Всю ночь по радио из Управления, расположенного неподалеку от лагеря, призывали мужчин выходить за зону, то обещая, что наказания не будет, то угрожая. На рассвете в жензону ввели солдат с оружием.
...Я проснулась от слитного гула множества голосов:
«А-а-а-а...» Выскочила за калитку — толпа заключенных женщин и мужчин стояла на дороге, ведущей в лазарет и в наш барак, напротив цепи солдат с оружием наизготовку.
Перед солдатами стояли нацеленные в толпу два или три брандспойта.
В толпе подбадривали друг друга: «они не посмеют...», кто-то кричал, кто-то ругался, все вместе сливалось в тот отчаянный вопль, который меня разбудил... Я стояла сзади, придя позже всех, и когда из брандспойтов все же ударили в толпу струи, и она попятилась, а потом и побежала вспять, я заскочила в первую же открытую дверь соседнего барака, это оказалась маленькая секция лазаретной обслуги. Там была только одна женщина в тот миг — врач Ирина Паршут. Дверь снаружи захлопнули и немедленно за мной заперли. Из окна секции был виден край дороги в лазарет, по которой пронесли несколько носилок с ранеными, снизу с носилок капало...
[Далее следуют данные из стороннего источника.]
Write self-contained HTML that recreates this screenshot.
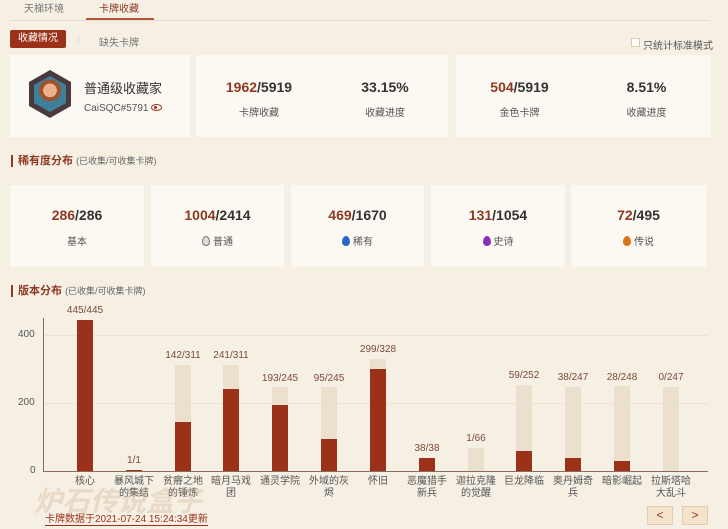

К окну подошла надзирательница: «Идите в столовую, там накрыто». Первой опомнилась Ирина: «Я врач, отведите меня в лазарет!» Когда она ушла, я тоже сообразила позвать надзирательницу, и меня, как медсестру с Кирзавода, тоже отвели в лазарет.
Там было пятеро тяжело раненных «малолеток» — у каждого множественные пулевые ранения кишечника — по 10-12. Двое сразу же умерли. Третьему перелили мою кровь. Я уже не в первый раз была в лагере донором, хотя у самой даже по тем нормам был плохой гемоглобин — не выше 54-х. Но на строительстве время от времени случались аварии, несчастные случаи, а кровь давать было некому — женщины боялись, да и не хотели. За сдачу крови давали десять дней освобождения от выхода за зону и еще платили — кровь заключенного была вдвое дешевле, чем у вольных, им платили по 54 копейки за грамм, а нам по 27. Но для меня, не получавшей ни посылок, ни переводов, и это были деньги.
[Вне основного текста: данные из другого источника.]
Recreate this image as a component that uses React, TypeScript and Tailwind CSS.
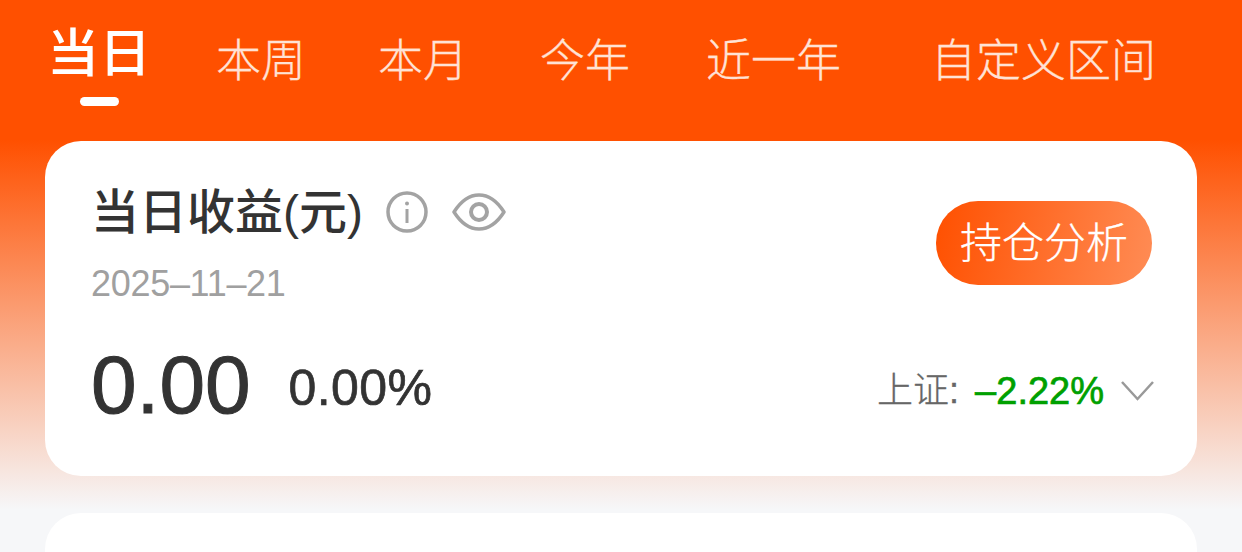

У парня, которому перелили мою кровь, были смертельные ранения, и, хотя ему срочно сделали операцию, он на следующее утро умер... Выжили двое самых младших, шестнадцати - семнадцатилетних.
В лазарете узнала, что в центре зоны, незадолго до того, как возле нас били брандспойты, солдаты стреляли по одному из бараков, где в двух коридорах набилось до сотни мужчин. Пятеро тяжелораненых попали в наш лазарет, девять — в лазарет Управления, а около сотни трупов вывезли за зону, кровь замыли, засыпали песком... Но все эти подробности я узнала только потом, к вечеру наступившего дня, когда в лазарет прорвались дружки раненых малолеток и подступили к врачам с угрозами: «Смотри, помощник смерти, если наши помрут, и тебе — копец!..»
Если первый массовый приход мужчин был знаком протеста против избиения девяти заключенных в нашем БУРе, о котором сразу же стало известно во всех зонах; если второй их приход был знаком протеста против оскорбительной лжи, зачитанной на всех вахтах возвращавшимся с объектов рабочим бригадам, то рассветный расстрел, который мужчины видели сами с плоских крыш своих бараков, сорвав с дверей запоры и высыпав на эти крыши, «переполнил чашу терпения исстрадавшихся людей. Так же, как женщины в то утро, не сговариваясь (бараки были заперты), отказывались принимать пищу в знак протеста против страшного насилия, так же стихийно мужчины ринулись в хоздвор — действуя тяжелыми стальными швеллерами, таранили, рушили и саманные, и каменные заборы между всеми зонами и хоздвором...
Я не знаю, как это было в зоне — я провела день в лазарете и вышла в зону к вечеру, когда все уже было по-другому, чем вчера: на месте забора с вышкой посередине были развалины, мужчины ходили по нашему лагпункту, как по своему — свободно, к вечеру снова зазвучали песни, на этот раз тихие, поминальные. Все это было более чем необычно — непривычно и странно видеть после шести лет строгой изоляции...
Так, 16 мая 1954 года начались 40 дней и ночей Джезказганского восстания заключенных Степлага, названного заключенными «сабантуй».